Die Berliner Mauer ist weg, der Sozialismus zigmal für gescheitert erklärt, Karl Marx’ Werke verstauben ungelesen in Bibliotheken. Und doch begeistern auf beiden Seiten des Atlantiks alte linke Politiker junge Wähler.

Voller Energie: Der demokratische Präsidentschaftskandidat Bernie Sanders.
Foto: REUTERS/Shannon Stapleton

Der US-Senator Bernie Sanders (74) erhielt bei den Vorwahlen zur Präsidentschaftskandidatur in den Bundesstaaten Iowa und New Hampshire über 80 Prozent der Stimmen der unter 30-Jährigen Demokraten. Das Nachsehen hatte Hillary Clinton (68), die weit weniger links politisiert als Sanders, der von sich sagt, er sei ein «demokratischer Sozialist». Er will Marihuana legalisieren, Banken verkleinern, die Sozialhilfe ausbauen und Steuern für Reiche stark anheben. Er bekämpft den Freihandel und will die US-Truppenbestände weltweit reduzieren. Sein Ziel: 2017 als US-Präsident ins Weisse Haus einzuziehen.

Forsch unterwegs: Der 66-jährige Labour-Anführer Jeremy Corbyn besucht das Middlesbrough College in England.
Foto: Tom Banks / Imago


Das Ziel von Jeremy Corbyn (66) ist Wohnrecht an der Downing Street 10 in London, dem Sitz des Premierministers von Grossbritannien. Seit letztem September führt er die Labour Party. Er ist der Nachfolger von Ed Miliband (46), eines gemässigten Politikers. Auch Corbyn bezeichnet sich als «demokratischer Sozialist». Und wie Sanders in den USA will Corbyn in Grossbritannien die Reichen stärker besteuern.
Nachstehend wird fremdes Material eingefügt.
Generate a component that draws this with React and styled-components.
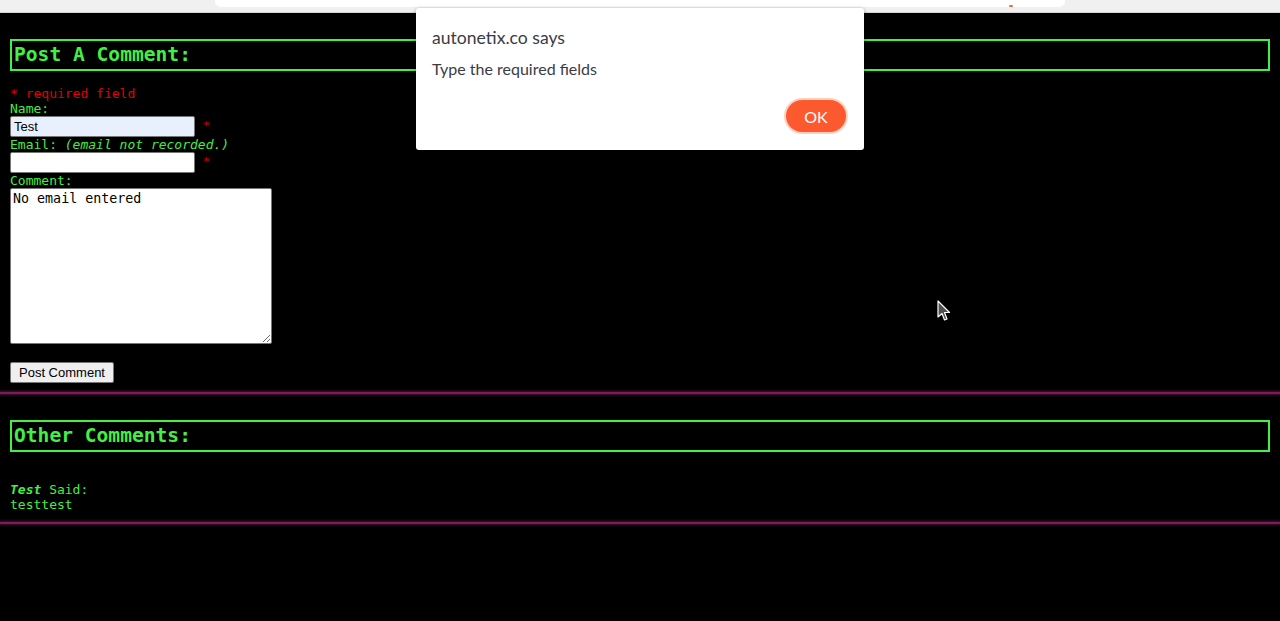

Er setzt auf die Gewerkschaften und wehrt sich gegen den Kahlschlag bei staatlichen Ausgaben.

Sanders wie Corbyn stehen am linken Rand ihrer etablierten Parteien. Beide galten lange Zeit als unwählbar, und doch gewinnen sie Wahlen – vor allem weil sie das grösste Problem der Jugend klar ansprechen: fehlende Pers­pektiven und die wachsende Kluft zwischen Superreichen und dem Rest.
Beide haben in ihrer Partei je einen Vorgänger, der den Linksdrall von heute ermöglicht hat: Bill Clinton (69) in den USA und Tony Blair (62) in Grossbritan­nien. In den 90er-Jahren galten sie als junge Hoffnungsträger: Sie sollten als Präsident und Premierminister die Amerikaner und die Briten aus der Rea­gan- und Thatcher-Ära führen.

Stattdessen enttäuschten Clinton und Blair eine ganze Generation. Und traten erst noch zwei der heute grössten Probleme los. Clinton liberalisierte im Jahr 2000 die Banken. Das befeuerte den Turbo-Kapitalismus – und mündete in die Finanz­krise. Blair verbündete sich 2003 mit George W. Bush (69) und startete mit ihm den Irakkrieg. Dessen Folgen? Der Krieg in Syrien und die Flüchtlingskrise.

Nun glaubt mancher junge Wähler, Sanders und Corbyn seien bereits alt genug, damit sie linke Ideale nicht verrieten.

Den theoretischen Unterbau der neuen Protestbewegung lieferte ebenfalls ein Greis. Mit 93 Jahren veröffentlichte der Franzose Stéphane Hessel 2010 den Essay «Empört euch!». Heftig kritisierte der einstige Widerstandskämpfer und frühere Dip­lomat darin die politische Entwicklung und die wachsende Macht der Konzerne. Ein Jahr später legte er das Manifest «Engagiert euch!» nach. 2013 starb Hessel. Er lebt in Protestbewegungen weiter, die sich nun auf ihn berufen. So wie Sanders und Corbyn.